Port of Auckland Dispute
The bitter industrial dispute at the Port of Auckland has raised a number of serious issues which go beyond the port itself including casualisation, contracting out, privatisation, stability of hours of work, and adherence to good faith bargaining over a collective agreement. The Council of Trade Unions has forwarded to its affiliates a brief outline of the dispute which follows.
Information Release - Council of Trade Unions
19 January 2012
Over 300 workers at the Ports of Auckland and their families are facing an uncertain future.
Their livelihoods are under threat.
Their employer has threatened to sack them unless their union accepts every one of the employer demands in collective bargaining negotiations.
That’s not negotiation. It is intimidation and bullying. Worse still, it’s being done by a company that is owned by the people of Auckland.
These employer demands would mean workers having no security with their rostered shifts.
That means not knowing whether you’ll be sent home after three hours or told to work a 12-hour shift. Or not having any work at all.
That’s not flexibility. That’s ruining a worker’s family life for an irresponsible business model that won’t deliver for Auckland.
Ports of Auckland (POAL) management want to contract out port workers jobs and create a totally casualised workforce.
Casualisation is harming New Zealand. Employers demand workers to be on standby, on call, working a few hours here or there. Even where there is already a lot of flexibility, workers are expected to give up any hope of a structured and healthy life.
At the heart of the dispute between the Maritime Union and the Ports of Auckland management is a fundamental issue: whether you as a worker should know what hours you will be working from one day to the next.
The current collective employment agreement at Ports of Auckland allows for flexibility. Up to a quarter of the current workforce can be employed on a casual basis and another quarter as permanent part-time workers.
The Maritime Union agreed to more flexibility and to an ongoing productivity improvement process. Workers are seeking only a modest 2.5% pay increase. At present the base rate of pay for a stevedore is $27 an hour or around $56,000 for those on a 40-hour week. Ports of Auckland have shifts over a 24 hour period, 365 days a year.
In September 2011 Ports of Auckland congratulated its workers for achieving the “best ever” crane moves per hour on the port for the previous month.

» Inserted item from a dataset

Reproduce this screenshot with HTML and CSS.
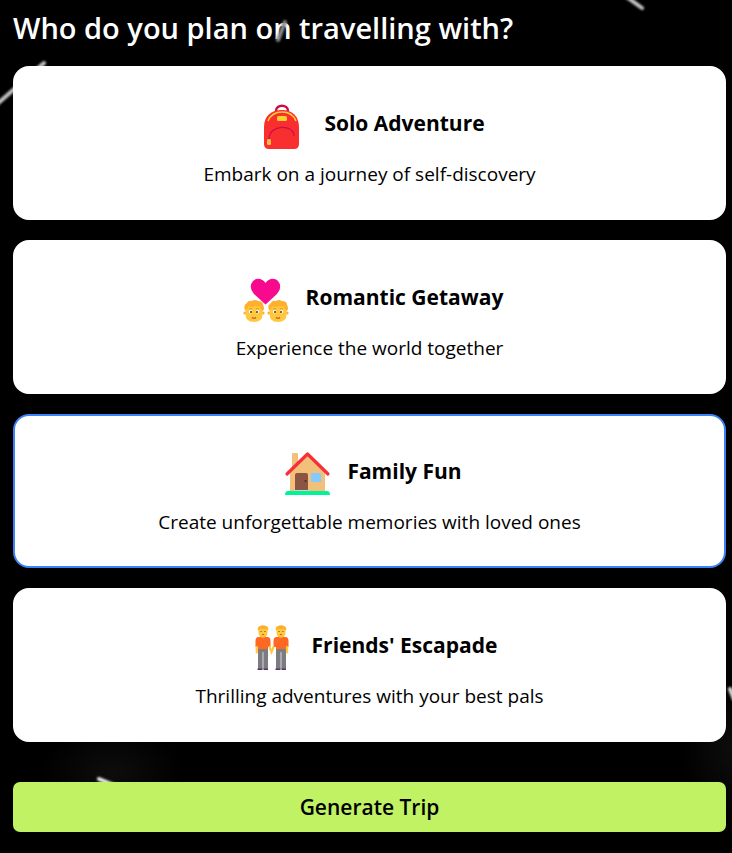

But the employer walked away from mediation – and CEO Tony Gibson plans to sack these workers and contract out their jobs.
This is not only distressing for the workers and their families but it is damaging to the Port, which is owned by the people of Auckland.
There is an agenda being promoted to sell the port off or contract out port work and leave the Council simply owning the land.
A Government Commission has just published an unfinished report that calls for the ports to be privatised and de-unionised. This is not a coincidence.
Ports of Auckland belongs to the people of Auckland. It must remain a public asset that benefits all of us and treats its workers with fairness and respect.